The most senior official at the Home Office, Dame Helen Ghosh, has fully backed Theresa May's account of the UK Border Fiasco. The row led to the suspension of UK Border Force official Brodie Clark, who maintains he did not overstretch his remit when relaxing checks on some passengers entering Britain.
But her evidence, coupled with that of immigration minister Damian Green, still fails to draw a decisive conclusion to the row because the documents which would prove their case have yet to be made public. This is irritating the Commons Home Affairs Commitee, who want to conclude their own investigation into the lapses at the UK Border Agency.
Dame Helen told MPs that the pilot scheme, designed to introduce an "intelligence-led" approach to checking passports, had been discussed in full with Brodie Clark, but that Clark had failed to ever tell ministers that he'd relaxed the biometric fingerprint checks on some non-EEA nationals. "We had regular weekly briefings from Brodie Clark which never mentioned fingerprints," she said.
Brodie Clark has admitted relaxing the checks, but told MPs last week that he had done so in favour of abandoning checks of the Warnings Index of high-risk passengers. His explanation for this was that fingerprint checks tended to flag up fewer suspects at the border than the Warnings Index.
What is baffling about the whole saga is the way that two different schemes were in place. There was a long-running set of guidelines that have existed since 2007, which permit some checks on EEA citizens to be relaxed for health and safety reasons, including overcrowding at airport arrivals halls.
Then there is the pilot scheme which ran in the summer of this year, which ministers approved, but which the Home Secretary and her officials insist should never have included the relaxation of fingerprint checks. These could only have applied to non-EEA nationals because ministers insist they are not taken from EEA citizens anyway.
The confusion about the two sets of guidelines, plus the obvious failure of ministers and officials to assess exactly which checks were being dropped, means none of the key players in the saga come out in glory.
Dame Helen Ghosh, very calm and smiling under pressure, told MPs that Clark went beyond the scope of 2007 guidelines by relaxing checks on non EEA nationals, but baffled MPs by saying that Theresa May had never been told of those guidelines.
"We put all the relevant facts before the home secretary," she said, adding that she had visited a number of points of entry over the summer, including Gatwick and Heathrow. MPs were bemused at how the relaxation of fingerprints for non EEA nationals had gone undetected for so long, and were only noticed by an independent inspector, John Vine, a few weeks ago.

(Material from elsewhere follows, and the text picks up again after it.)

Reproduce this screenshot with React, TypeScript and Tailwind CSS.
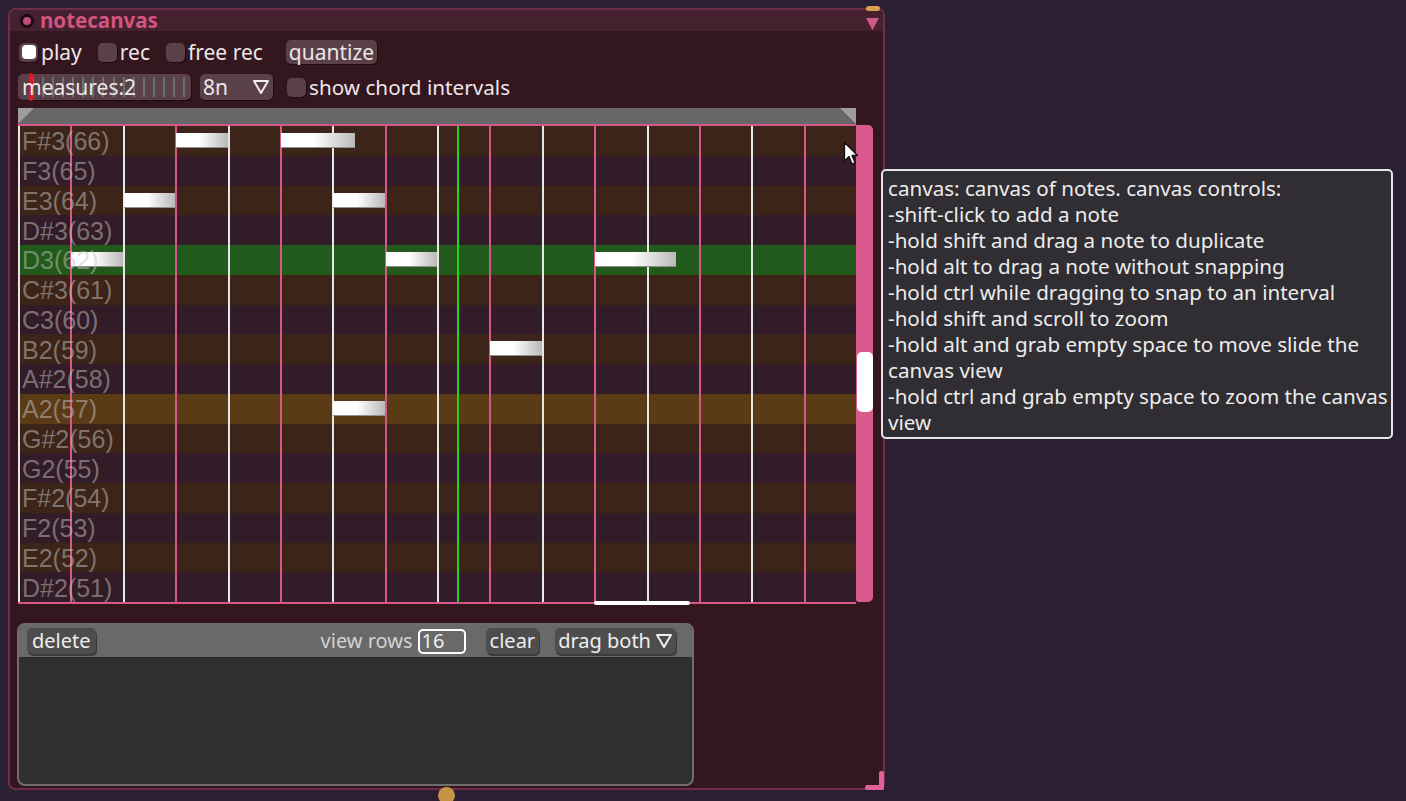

Dame Helen said that Brodie Clark should have included his decision to relax fingerprint checks in his weekly reports to the Home Secretary, but added that a logging system was now being introduced at ports to ensure that ministers are made aware of exactly what checks are being carried out.
On the suspension of Brodie Clark - who then resigned a few days later - Ghosh was unable to produce any evidence to rebut Clark's claim for constructive dismissal. Clark told MPs last week that he had been offered a retirement package and been encouraged to accept it by the head of the UK Border Agency, Rob Whiteman. That package was withdrawn the next day.
Dame Helen told MPs: "I discovered at the end of the day that Brodie Clark was proposing to retire. I understood at that stage that he [was] simply retiring. I then discovered he had been offered enhanced terms which included an additional package.
"I concluded the it was quite inappropriate under the circumstances to offer an enhanced package."
She added: "I believe that Brodie Clark had a long career In a number of high profile, high risk jobs, and he always led from the front," but she refused to describe Clark's career as "distinguished."
Later the immigration minister Damian Green appeared before the Home Affairs committee and said that the pilot scheme had been judged a success because it had led to a 10% rise in the detection rate of illegal immigrants at the border.
When asked if the pilot scheme would be extended into a formal policy he said: "If the pilot can be cleaned up from what's happening."